If a value provided to @racket[serialize] is a simple tree (i.e., no
sharing), then the fourth and fifth elements in the serialized
representation will be empty.}
@; ----------------------------------------------------------------------
@defproc[(serialized=? [v1 any/c] [v2 any/c]) boolean?]{
Returns @racket[#t] if @racket[v1] and @racket[v2] represent the same
serialization information.
More precisely, it returns the same value that @racket[(equal?
(deserialize v1) (deserialize v2))] would return if
@itemize[
@item{all structure types whose deserializers are accessed with
distinct module paths are actually distinct types;}
@item{all structure types are transparent; and}
@item{all structure instances contain only the constituent values
recorded in each of @racket[v1] and @racket[v2].}
]}
@; ----------------------------------------------------------------------
@defparam[deserialize-module-guard guard (module-path? symbol? . -> . void?)]{
A parameter whose value is called by @racket[deserialize] before
dynamically loading a module via @racket[dynamic-require]. The two
arguments provided to the procedure are the same as the arguments to
be passed to @racket[dynamic-require]. The procedure can raise an
exception to disallow the @racket[dynamic-require].}
@; ----------------------------------------------------------------------
@defform[(serializable-struct id maybe-super (field ...)
struct-option ...)]{
Like @racket[struct], but instances of the structure type are
serializable with @racket[serialize]. This form is allowed only at
the top level or in a module's top level (so that deserialization
information can be found later).
Serialization only supports cycles involving the created structure
type when all fields are mutable (or when the cycle can be broken
through some other mutable value).
In addition to the bindings generated by @racket[struct],
@racket[serializable-struct] binds
@racketidfont{deserialize-info:}@racket[_id]@racketidfont{-v0} to
deserialization information.
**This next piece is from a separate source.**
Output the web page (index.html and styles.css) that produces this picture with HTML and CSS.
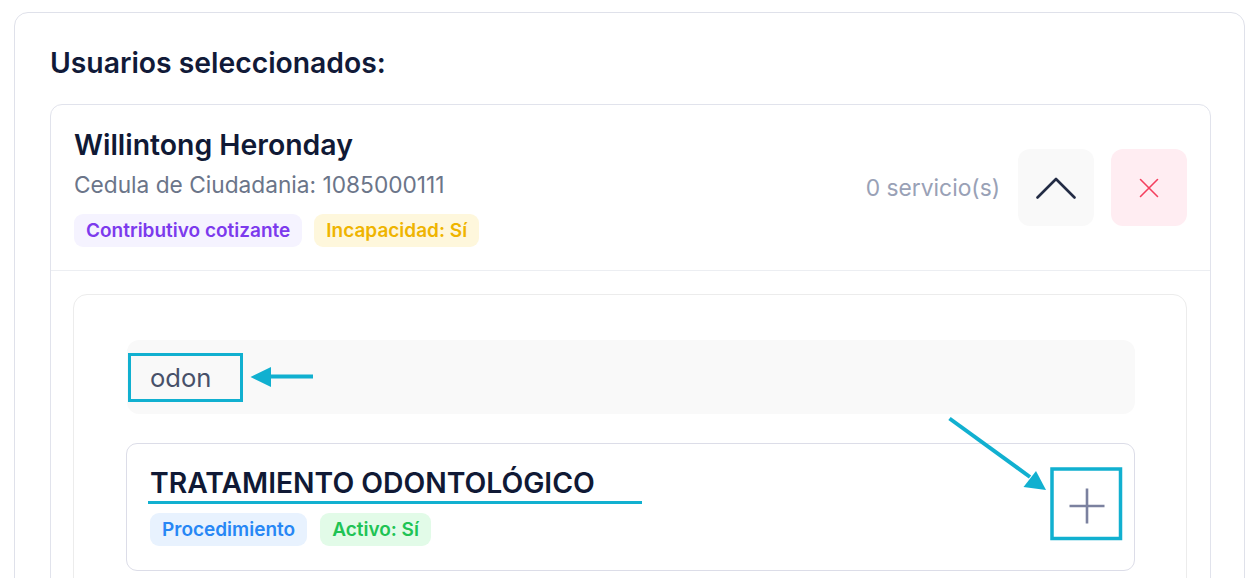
FILE: index.html
```html
<!DOCTYPE html>
<html lang="es">
<head>
<meta charset="utf-8">
<title>Usuarios seleccionados</title>
<link rel="stylesheet" href="styles.css">
</head>
<body>
<div class="panel">
  <h2 class="panel-title">Usuarios seleccionados:</h2>
  <div class="user-card">
    <div class="user-head">
      <div class="user-info">
        <div class="user-name">Willintong Heronday</div>
        <div class="user-doc">Cedula de Ciudadania: 1085000111</div>
        <div class="badges">
          <span class="badge badge-purple">Contributivo cotizante</span>
          <span class="badge badge-yellow">Incapacidad: Sí</span>
        </div>
      </div>
      <div class="user-actions">
        <span class="svc-count">0 servicio(s)</span>
        <button class="icon-btn btn-gray" type="button" aria-label="Colapsar">
          <svg width="40" height="22" viewBox="0 0 40 22"><path d="M1.5 20.5 L20 2 L38.5 20.5" fill="none" stroke="#232c45" stroke-width="2.6" stroke-linecap="round" stroke-linejoin="round"/></svg>
        </button>
        <button class="icon-btn btn-red" type="button" aria-label="Eliminar">
          <svg width="20" height="20" viewBox="0 0 20 20"><path d="M1.5 1.5 L18.5 18.5 M18.5 1.5 L1.5 18.5" fill="none" stroke="#f43f5e" stroke-width="1.6" stroke-linecap="round"/></svg>
        </button>
      </div>
    </div>
    <div class="user-body">
      <div class="services">
        <div class="search-box"><span class="search-text">odon</span></div>
        <div class="result-card">
          <div class="result-info">
            <div class="result-title">TRATAMIENTO ODONTOLÓGICO</div>
            <div class="badges result-badges">
              <span class="badge badge-blue">Procedimiento</span>
              <span class="badge badge-green">Activo: Sí</span>
            </div>
          </div>
          <button class="add-btn" type="button" aria-label="Agregar">
            <svg width="36" height="36" viewBox="0 0 36 36"><path d="M18 0.5 V35.5 M0.5 18 H35.5" fill="none" stroke="#7b819f" stroke-width="2.6"/></svg>
          </button>
        </div>
      </div>
    </div>
  </div>
</div>
<svg class="annotations" width="1259" height="578" viewBox="0 0 1259 578">
  <rect x="129.5" y="354.5" width="112" height="46" fill="none" stroke="#11b0d0" stroke-width="3"/>
  <path d="M268 376.5 H313" stroke="#11b0d0" stroke-width="4"/>
  <path d="M250.5 377 L271 367 L271 387 Z" fill="#11b0d0"/>
  <path d="M148 502.5 H642" stroke="#11b0d0" stroke-width="3"/>
  <rect x="1052" y="469" width="68.5" height="69.5" fill="none" stroke="#11b0d0" stroke-width="3.5"/>
  <path d="M949.5 418.5 L1030 477" stroke="#11b0d0" stroke-width="4"/>
  <path d="M1046 490 L1023.5 487 L1036 471 Z" fill="#11b0d0"/>
</svg>
</body>
</html>
```

FILE: styles.css
```css
* { box-sizing: border-box; }

html, body {
  margin: 0;
  padding: 0;
  background: #ffffff;
  overflow: hidden;
}

body {
  font-family: Inter, "Noto Sans", sans-serif;
  color: #101935;
  position: relative;
  height: 578px;
}

.panel {
  margin: 12px 14px 0 14px;
  border: 1px solid #dfe1ea;
  border-radius: 14px;
  padding: 33px 33px 40px 35px;
  min-height: 700px;
}

.panel-title {
  margin: 0;
  font-size: 28.3px;
  line-height: 34px;
  font-weight: 600;
  color: #111a38;
}

.user-card {
  margin-top: 24px;
  border: 1px solid #e1e3ec;
  border-radius: 12px;
  min-height: 600px;
}

.user-head {
  display: flex;
  align-items: center;
  justify-content: space-between;
  padding: 23px 23px 23px 23px;
  border-bottom: 1px solid #eceef2;
}

.user-name {
  font-size: 28.4px;
  line-height: 34px;
  font-weight: 600;
  color: #101935;
}

.user-doc {
  margin-top: 9px;
  font-size: 22.7px;
  line-height: 28px;
  color: #6b7589;
}

.badges {
  display: flex;
  gap: 12px;
  margin-top: 15px;
}

.badge {
  display: inline-flex;
  align-items: center;
  height: 33px;
  padding: 0 12px;
  border-radius: 9px;
  font-size: 19px;
  font-weight: 600;
}

.badge-purple { background: #f5f3ff; color: #7c3aed; }
.badge-yellow { background: #fef7dc; color: #efb400; }
.badge-blue { background: #e8f2fe; color: #2787f5; }
.badge-green { background: #e2fbe8; color: #20c354; }

.user-actions {
  display: flex;
  align-items: center;
  gap: 17px;
}

.svc-count {
  font-size: 22.8px;
  color: #99a1b6;
  margin-right: 1px;
}

.icon-btn {
  width: 76px;
  height: 77px;
  border: none;
  border-radius: 12px;
  display: flex;
  align-items: center;
  justify-content: center;
  padding: 0;
}

.btn-gray { background: #f9f9f9; }
.btn-red { background: #ffedf2; }

.user-body {
  padding: 23px 23px 0 22px;
}

.services {
  border: 1px solid #ececec;
  border-radius: 14px;
  padding: 45px 51px 40px 53px;
  min-height: 400px;
}

.search-box {
  height: 74px;
  background: #f9f9f9;
  border-radius: 12px;
  display: flex;
  align-items: center;
  padding: 0 23px;
}

.search-text {
  font-size: 25.6px;
  color: #475069;
}

.result-card {
  margin-top: 29px;
  margin-left: -1px;
  border: 1px solid #dcdde8;
  border-radius: 11px;
  display: flex;
  align-items: center;
  justify-content: space-between;
  padding: 22px 23px 24px 23px;
}

.result-title {
  font-size: 28.3px;
  line-height: 34px;
  font-weight: 600;
  color: #101935;
}

.result-badges {
  margin-top: 13px;
  gap: 13px;
}

.add-btn {
  width: 48px;
  height: 48px;
  border: none;
  background: transparent;
  display: flex;
  align-items: center;
  justify-content: center;
  padding: 0;
}

.annotations {
  position: absolute;
  left: 0;
  top: 0;
  pointer-events: none;
}
```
Furthermore, in a module context, it
automatically @racket[provide]s this binding.
The @racket[serializable-struct] form enables the construction of
structure instances from places where @racket[id] is not accessible,
since deserialization must construct instances. Furthermore,
@racket[serializable-struct] provides limited access to field
mutation, but only for instances generated through the deserialization
information bound to
@racketidfont{deserialize-info:}@racket[_id]@racketidfont{-v0}. See
@racket[make-deserialize-info] for more information.
The @racket[-v0] suffix on the deserialization enables future
versioning on the structure type through
@racket[serializable-struct/version].
When a supertype is supplied as @racket[maybe-super],
compile-time information bound to the supertype identifier must
include all of the supertype's field accessors. If any field mutator
is missing, the structure type will be treated as immutable for the
purposes of marshaling (so cycles involving only instances of the
structure type cannot be handled by the deserializer).
@examples[
#:eval ser-eval
(serializable-struct point (x y))
(point-x (deserialize (serialize (point 1 2))))
]}
@; ----------------------------------------------------------------------
@defform[(define-serializable-struct id-maybe-super (field ...)
struct-option ...)]{
Like @racket[serializable-struct], but with the supertype syntax and
default constructor name of @racket[define-struct].}
@; ----------------------------------------------------------------------
@defform/subs[(serializable-struct/versions id maybe-super vers (field ...)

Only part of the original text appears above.